◆ GIVEN DATA ◆
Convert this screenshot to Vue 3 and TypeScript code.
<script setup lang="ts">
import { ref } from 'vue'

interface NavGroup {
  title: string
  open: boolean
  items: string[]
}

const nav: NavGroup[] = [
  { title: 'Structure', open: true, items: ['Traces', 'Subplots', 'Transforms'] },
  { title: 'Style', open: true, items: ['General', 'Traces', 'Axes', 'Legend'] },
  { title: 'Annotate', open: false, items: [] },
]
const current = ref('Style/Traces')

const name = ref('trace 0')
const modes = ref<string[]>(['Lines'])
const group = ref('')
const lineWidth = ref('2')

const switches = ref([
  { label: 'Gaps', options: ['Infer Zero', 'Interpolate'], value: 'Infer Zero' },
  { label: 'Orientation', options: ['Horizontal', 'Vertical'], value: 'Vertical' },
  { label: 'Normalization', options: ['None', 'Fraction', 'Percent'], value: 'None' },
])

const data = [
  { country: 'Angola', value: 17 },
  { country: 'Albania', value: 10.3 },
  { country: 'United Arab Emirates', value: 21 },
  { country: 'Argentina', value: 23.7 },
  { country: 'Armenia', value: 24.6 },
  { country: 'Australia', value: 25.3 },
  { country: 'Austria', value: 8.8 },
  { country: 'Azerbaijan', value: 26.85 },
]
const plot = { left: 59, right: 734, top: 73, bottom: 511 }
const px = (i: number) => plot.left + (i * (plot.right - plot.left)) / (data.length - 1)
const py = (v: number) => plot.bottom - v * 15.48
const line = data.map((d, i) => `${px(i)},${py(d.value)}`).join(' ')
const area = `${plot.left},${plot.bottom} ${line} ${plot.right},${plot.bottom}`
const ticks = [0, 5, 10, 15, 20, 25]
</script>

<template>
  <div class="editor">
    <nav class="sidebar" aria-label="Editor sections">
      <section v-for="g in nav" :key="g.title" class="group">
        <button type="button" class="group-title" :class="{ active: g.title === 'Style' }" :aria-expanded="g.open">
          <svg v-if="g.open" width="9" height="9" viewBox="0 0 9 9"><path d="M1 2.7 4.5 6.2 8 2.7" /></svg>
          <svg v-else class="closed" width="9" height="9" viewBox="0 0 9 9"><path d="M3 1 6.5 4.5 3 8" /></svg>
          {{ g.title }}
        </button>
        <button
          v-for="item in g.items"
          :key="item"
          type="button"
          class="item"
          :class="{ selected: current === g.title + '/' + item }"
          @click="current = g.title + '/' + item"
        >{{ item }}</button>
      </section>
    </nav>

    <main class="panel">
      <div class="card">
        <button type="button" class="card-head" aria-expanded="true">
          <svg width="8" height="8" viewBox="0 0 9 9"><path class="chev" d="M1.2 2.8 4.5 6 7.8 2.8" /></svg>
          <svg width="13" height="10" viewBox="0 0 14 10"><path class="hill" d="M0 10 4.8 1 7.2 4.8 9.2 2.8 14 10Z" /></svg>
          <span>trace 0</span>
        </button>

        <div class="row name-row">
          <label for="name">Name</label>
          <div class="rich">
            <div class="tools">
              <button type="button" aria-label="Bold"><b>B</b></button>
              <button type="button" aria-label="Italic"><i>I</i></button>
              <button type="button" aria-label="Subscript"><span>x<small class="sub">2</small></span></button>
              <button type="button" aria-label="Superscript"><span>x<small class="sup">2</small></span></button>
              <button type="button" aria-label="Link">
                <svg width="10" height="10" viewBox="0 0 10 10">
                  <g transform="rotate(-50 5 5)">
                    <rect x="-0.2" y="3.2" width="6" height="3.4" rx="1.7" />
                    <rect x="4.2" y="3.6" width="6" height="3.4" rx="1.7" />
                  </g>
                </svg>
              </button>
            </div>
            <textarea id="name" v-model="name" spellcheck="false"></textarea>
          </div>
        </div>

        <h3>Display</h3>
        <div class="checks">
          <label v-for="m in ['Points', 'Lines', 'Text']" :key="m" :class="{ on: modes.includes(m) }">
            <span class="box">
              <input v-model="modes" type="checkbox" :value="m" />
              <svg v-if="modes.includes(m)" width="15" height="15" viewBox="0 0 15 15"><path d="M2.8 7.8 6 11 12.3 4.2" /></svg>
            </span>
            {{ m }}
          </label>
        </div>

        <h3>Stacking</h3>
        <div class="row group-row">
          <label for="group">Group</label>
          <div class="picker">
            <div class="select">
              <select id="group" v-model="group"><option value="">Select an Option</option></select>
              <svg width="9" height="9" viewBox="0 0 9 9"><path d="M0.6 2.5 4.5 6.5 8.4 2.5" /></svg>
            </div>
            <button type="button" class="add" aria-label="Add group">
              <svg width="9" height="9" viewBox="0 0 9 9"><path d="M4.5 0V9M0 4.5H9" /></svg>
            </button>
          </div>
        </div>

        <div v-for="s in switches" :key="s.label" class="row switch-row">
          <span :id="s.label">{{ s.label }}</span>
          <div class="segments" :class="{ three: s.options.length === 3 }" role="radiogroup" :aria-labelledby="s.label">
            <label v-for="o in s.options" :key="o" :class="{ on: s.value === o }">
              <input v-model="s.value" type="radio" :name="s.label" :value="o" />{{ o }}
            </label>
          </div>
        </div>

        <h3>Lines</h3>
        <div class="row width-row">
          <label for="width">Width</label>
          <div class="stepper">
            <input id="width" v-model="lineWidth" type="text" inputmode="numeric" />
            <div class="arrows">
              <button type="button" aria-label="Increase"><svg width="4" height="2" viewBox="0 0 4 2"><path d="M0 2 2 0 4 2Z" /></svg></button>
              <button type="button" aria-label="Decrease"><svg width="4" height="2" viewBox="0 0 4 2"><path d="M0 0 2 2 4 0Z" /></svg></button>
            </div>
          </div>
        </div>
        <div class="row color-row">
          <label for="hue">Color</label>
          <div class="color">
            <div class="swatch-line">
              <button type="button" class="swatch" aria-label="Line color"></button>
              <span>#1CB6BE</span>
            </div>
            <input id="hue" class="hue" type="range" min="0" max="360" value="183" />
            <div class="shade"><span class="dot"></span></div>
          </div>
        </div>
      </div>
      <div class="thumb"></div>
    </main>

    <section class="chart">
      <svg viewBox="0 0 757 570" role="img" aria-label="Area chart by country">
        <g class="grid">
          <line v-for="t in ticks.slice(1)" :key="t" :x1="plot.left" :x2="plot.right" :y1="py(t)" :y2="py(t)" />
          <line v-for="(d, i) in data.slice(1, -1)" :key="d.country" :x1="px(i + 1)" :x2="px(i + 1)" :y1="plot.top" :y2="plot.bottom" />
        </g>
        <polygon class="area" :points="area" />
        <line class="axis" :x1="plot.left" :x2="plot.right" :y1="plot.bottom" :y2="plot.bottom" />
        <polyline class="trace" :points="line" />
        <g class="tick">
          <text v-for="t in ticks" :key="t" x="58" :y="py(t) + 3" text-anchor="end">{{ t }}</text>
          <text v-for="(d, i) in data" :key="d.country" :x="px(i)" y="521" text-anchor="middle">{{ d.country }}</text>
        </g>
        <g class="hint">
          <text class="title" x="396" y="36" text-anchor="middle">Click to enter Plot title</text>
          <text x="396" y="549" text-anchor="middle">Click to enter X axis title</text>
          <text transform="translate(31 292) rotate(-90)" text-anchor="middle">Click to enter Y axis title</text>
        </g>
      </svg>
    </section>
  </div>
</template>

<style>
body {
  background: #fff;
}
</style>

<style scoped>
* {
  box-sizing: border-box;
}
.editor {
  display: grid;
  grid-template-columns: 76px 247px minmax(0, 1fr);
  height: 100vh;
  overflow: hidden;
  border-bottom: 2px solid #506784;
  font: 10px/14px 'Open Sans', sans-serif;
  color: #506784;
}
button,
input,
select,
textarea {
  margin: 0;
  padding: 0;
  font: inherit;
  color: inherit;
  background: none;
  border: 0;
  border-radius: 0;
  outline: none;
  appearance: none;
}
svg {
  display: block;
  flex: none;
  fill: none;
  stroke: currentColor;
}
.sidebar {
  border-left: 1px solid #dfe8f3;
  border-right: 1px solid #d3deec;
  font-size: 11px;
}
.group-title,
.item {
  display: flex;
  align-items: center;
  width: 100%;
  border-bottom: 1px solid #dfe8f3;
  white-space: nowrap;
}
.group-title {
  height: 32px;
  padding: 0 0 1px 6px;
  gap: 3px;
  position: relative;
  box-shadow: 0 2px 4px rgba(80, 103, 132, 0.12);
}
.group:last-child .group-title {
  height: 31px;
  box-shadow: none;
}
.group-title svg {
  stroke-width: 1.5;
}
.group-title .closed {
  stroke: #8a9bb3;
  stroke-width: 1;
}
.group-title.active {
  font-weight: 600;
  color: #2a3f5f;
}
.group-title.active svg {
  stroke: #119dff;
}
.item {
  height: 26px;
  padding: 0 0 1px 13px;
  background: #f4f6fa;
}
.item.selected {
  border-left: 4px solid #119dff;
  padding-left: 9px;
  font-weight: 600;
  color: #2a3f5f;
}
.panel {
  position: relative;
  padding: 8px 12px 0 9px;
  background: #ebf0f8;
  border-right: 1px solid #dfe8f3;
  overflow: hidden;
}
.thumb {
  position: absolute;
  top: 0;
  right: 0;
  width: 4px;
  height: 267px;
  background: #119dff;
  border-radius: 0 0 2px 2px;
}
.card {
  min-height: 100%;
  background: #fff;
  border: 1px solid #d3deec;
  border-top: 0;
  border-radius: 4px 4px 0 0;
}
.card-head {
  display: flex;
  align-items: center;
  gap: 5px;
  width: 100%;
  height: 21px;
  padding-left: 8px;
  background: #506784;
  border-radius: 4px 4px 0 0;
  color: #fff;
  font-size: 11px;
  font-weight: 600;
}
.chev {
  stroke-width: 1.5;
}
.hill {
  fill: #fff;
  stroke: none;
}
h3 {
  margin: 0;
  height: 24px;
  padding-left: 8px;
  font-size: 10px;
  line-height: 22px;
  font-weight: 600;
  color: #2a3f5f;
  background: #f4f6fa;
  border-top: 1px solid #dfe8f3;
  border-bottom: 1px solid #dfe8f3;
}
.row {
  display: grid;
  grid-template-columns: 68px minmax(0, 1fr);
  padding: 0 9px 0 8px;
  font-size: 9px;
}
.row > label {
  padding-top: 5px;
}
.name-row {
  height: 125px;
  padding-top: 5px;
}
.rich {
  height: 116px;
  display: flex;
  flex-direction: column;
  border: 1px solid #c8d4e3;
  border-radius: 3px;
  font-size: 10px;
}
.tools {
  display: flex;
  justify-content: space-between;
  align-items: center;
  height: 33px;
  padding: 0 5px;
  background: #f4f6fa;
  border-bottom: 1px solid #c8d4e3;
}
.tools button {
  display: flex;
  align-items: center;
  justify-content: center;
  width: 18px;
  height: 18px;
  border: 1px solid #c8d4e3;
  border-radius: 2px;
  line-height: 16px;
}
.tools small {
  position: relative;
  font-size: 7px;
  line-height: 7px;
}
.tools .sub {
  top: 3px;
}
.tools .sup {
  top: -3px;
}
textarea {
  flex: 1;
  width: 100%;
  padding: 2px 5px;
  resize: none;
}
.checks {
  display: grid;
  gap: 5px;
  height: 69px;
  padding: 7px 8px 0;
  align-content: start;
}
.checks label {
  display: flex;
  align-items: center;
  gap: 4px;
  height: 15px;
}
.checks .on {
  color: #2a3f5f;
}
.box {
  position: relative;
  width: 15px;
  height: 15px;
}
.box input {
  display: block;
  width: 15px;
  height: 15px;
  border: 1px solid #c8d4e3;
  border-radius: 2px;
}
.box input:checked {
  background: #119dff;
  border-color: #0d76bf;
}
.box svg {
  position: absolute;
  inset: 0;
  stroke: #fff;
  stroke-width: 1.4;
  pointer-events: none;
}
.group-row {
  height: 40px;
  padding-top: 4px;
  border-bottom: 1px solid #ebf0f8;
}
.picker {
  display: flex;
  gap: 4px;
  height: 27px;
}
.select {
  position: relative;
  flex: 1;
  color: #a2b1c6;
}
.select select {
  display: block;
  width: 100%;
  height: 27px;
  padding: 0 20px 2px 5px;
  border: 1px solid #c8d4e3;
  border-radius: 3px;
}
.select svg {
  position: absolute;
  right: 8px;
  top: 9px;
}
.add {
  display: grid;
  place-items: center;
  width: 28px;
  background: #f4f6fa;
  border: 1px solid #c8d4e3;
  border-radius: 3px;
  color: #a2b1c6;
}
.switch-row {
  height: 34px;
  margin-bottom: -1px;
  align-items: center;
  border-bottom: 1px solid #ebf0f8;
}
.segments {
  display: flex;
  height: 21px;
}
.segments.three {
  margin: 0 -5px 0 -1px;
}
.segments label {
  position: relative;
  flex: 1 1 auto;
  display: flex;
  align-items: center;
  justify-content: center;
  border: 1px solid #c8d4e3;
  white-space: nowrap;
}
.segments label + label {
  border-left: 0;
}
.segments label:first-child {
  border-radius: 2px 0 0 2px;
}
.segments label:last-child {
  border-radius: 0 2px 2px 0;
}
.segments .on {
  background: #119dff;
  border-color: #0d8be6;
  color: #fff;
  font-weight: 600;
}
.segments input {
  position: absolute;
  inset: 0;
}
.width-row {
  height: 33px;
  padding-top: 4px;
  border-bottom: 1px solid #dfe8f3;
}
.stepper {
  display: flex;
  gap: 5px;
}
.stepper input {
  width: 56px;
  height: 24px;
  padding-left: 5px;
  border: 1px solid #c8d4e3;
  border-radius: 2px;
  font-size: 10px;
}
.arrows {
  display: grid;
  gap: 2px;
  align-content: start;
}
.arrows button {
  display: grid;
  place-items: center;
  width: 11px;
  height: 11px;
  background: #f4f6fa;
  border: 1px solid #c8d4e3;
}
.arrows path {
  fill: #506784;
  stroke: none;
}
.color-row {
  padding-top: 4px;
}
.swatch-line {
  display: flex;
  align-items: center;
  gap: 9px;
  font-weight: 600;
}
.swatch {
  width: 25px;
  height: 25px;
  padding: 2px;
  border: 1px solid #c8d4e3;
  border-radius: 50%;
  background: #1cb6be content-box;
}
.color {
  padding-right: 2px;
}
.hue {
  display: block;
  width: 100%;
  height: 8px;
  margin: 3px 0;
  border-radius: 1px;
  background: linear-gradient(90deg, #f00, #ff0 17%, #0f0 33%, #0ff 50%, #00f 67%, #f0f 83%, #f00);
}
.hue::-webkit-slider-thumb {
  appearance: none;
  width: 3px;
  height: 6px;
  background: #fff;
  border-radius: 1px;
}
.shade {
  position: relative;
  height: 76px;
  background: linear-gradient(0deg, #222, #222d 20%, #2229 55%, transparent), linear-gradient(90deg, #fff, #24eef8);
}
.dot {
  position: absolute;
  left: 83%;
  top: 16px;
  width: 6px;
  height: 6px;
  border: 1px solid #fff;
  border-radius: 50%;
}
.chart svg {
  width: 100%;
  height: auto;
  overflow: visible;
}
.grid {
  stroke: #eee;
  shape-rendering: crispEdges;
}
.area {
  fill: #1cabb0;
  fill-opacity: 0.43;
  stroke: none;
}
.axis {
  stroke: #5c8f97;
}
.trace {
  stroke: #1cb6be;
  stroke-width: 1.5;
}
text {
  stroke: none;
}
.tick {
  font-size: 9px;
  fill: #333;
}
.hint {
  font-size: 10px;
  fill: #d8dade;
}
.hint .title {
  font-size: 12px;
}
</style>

◆ AIM ◆
Print exactly, and only, the lines beginning at the top of the listing and ending at the line with "const lineWidth = ref('2')".

◆ SOLUTION FOR THIS TASK ◆
Convert this screenshot to Vue 3 and TypeScript code.
<script setup lang="ts">
import { ref } from 'vue'

interface NavGroup {
  title: string
  open: boolean
  items: string[]
}

const nav: NavGroup[] = [
  { title: 'Structure', open: true, items: ['Traces', 'Subplots', 'Transforms'] },
  { title: 'Style', open: true, items: ['General', 'Traces', 'Axes', 'Legend'] },
  { title: 'Annotate', open: false, items: [] },
]
const current = ref('Style/Traces')

const name = ref('trace 0')
const modes = ref<string[]>(['Lines'])
const group = ref('')
const lineWidth = ref('2')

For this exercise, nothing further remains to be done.